START EXERCISE DATA
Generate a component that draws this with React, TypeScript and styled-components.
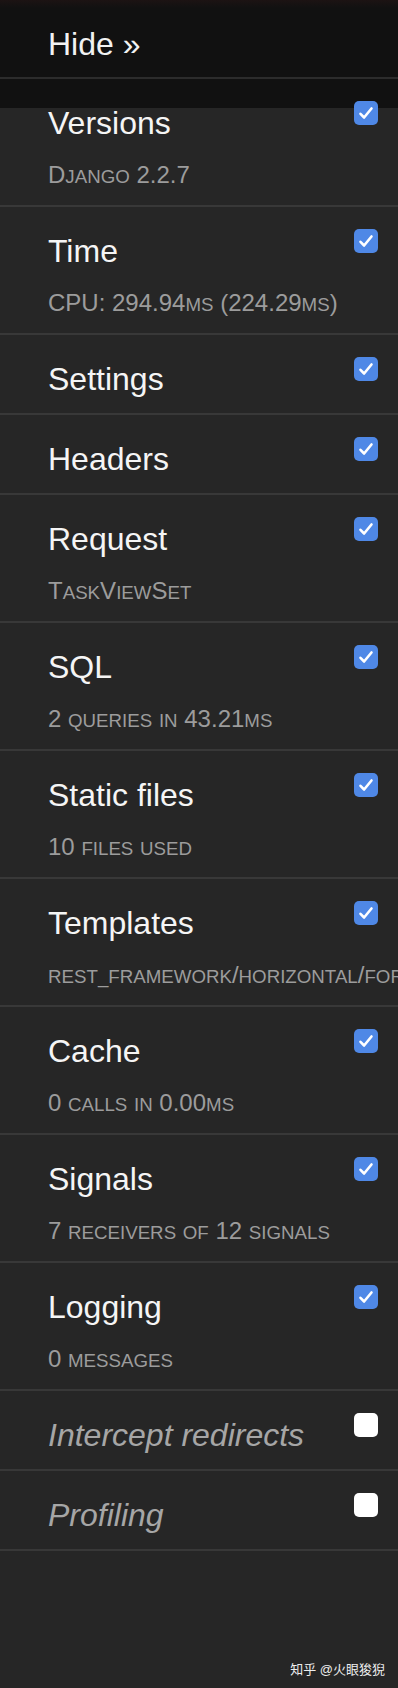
import styled, {createGlobalStyle} from 'styled-components';

const GlobalStyle = createGlobalStyle`
  html, body {
    margin: 0;
    padding: 0;
    background: #262626;
  }
  body {
    font-family: "Liberation Sans", Arial, sans-serif;
    min-height: 1688px;
  }
`;

const Page = styled.div`
  position: relative;
  width: 398px;
  min-height: 1688px;
  background: #262626;
  overflow: hidden;
`;

const Header = styled.div`
  background: linear-gradient(#1c1313 0, #111111 8px);
  border-bottom: 2px solid #2c2c2c;
  padding: 25px 20px 14px 48px;
`;

const HideLink = styled.a`
  display: block;
  color: #f2f2f2;
  font-size: 32px;
  line-height: 38px;
  text-decoration: none;
`;

const List = styled.ul`
  list-style: none;
  margin: 0;
  padding: 0;
  background: linear-gradient(#111111 0 29px, #262626 29px);
`;

const Row = styled.li`
  display: flex;
  justify-content: space-between;
  align-items: flex-start;
  padding: 22px 20px 15px 48px;
  border-bottom: 2px solid #383838;
`;

const Text = styled.div`
  padding-top: 3px;
  min-width: 0;
  flex: 1;
`;

const Title = styled.div<{$disabled?: boolean}>`
  font-size: 32px;
  line-height: 38px;
  color: ${p => (p.$disabled ? '#a6a6a6' : '#f5f5f5')};
  font-style: ${p => (p.$disabled ? 'italic' : 'normal')};
  white-space: nowrap;
`;

const Subtitle = styled.div`
  margin: 18px 0 1px;
  height: 29px;
  font-size: 24px;
  line-height: 29px;
  color: #9c9c9c;
  white-space: nowrap;
`;

// small caps: lowercase runs drawn as smaller capitals
const Sc = styled.span`
  text-transform: uppercase;
  font-size: 0.78em;
  line-height: 1;
`;

const Box = styled.span<{$checked: boolean}>`
  flex: none;
  display: flex;
  align-items: center;
  justify-content: center;
  width: 24px;
  height: 24px;
  border-radius: 5px;
  background: ${p => (p.$checked ? '#4f88e6' : '#ffffff')};
  margin-left: 12px;
  position: relative;
  z-index: 1;
`;

const Watermark = styled.div`
  position: absolute;
  right: 13px;
  bottom: 10px;
  color: #eeeeee;
  font-size: 13px;
  font-family: "Liberation Sans", "Noto Sans CJK SC", sans-serif;
`;

type Panel = {title: string; sub?: string; checked?: boolean};

const panels: Panel[] = [
  {title: 'Versions', sub: 'Django 2.2.7', checked: true},
  {title: 'Time', sub: 'CPU: 294.94ms (224.29ms)', checked: true},
  {title: 'Settings', checked: true},
  {title: 'Headers', checked: true},
  {title: 'Request', sub: 'TaskViewSet', checked: true},
  {title: 'SQL', sub: '2 queries in 43.21ms', checked: true},
  {title: 'Static files', sub: '10 files used', checked: true},
  {title: 'Templates', sub: 'rest_framework/horizontal/form.html', checked: true},
  {title: 'Cache', sub: '0 calls in 0.00ms', checked: true},
  {title: 'Signals', sub: '7 receivers of 12 signals', checked: true},
  {title: 'Logging', sub: '0 messages', checked: true},
  {title: 'Intercept redirects'},
  {title: 'Profiling'},
];

const SmallCaps = ({text}: {text: string}) => {
  const parts = text.split(/([a-z_.]+)/).filter(Boolean);
  return (
    <>
      {parts.map((part, i) => (/^[a-z_.]+$/.test(part) && /[a-z]/.test(part) ? <Sc key={i}>{part}</Sc> : part))}
    </>
  );
};

const Checkbox = ({checked}: {checked: boolean}) => (
  <Box $checked={checked}>
    {checked && (
      <svg width="24" height="24" viewBox="0 0 24 24">
        <path d="M6.5 12.8l3.6 3.7 7.4-9" fill="none" stroke="#fff" strokeWidth="2.6" strokeLinecap="round" strokeLinejoin="round" />
      </svg>
    )}
  </Box>
);

const App = () => {
  return (
    <Page>
      <GlobalStyle />
      <Header>
        <HideLink href="#">Hide »</HideLink>
      </Header>
      <List>
        {panels.map(p => (
          <Row key={p.title}>
            <Text>
              <Title $disabled={!p.checked}>{p.title}</Title>
              {p.sub && (
                <Subtitle>
                  <SmallCaps text={p.sub} />
                </Subtitle>
              )}
            </Text>
            <Checkbox checked={!!p.checked} />
          </Row>
        ))}
      </List>
      <Watermark>知乎 @火眼狻猊</Watermark>
    </Page>
  );
};

export default App;
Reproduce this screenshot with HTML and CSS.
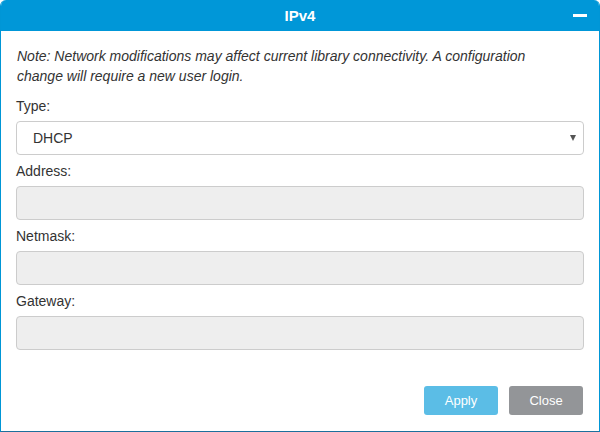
END EXERCISE DATA
SHORT EXERCISE: Collect every line from the records above that contains the word "this".

OUTPUT OF THE EXERCISE:
Generate a component that draws this with React, TypeScript and styled-components.
Reproduce this screenshot with HTML and CSS.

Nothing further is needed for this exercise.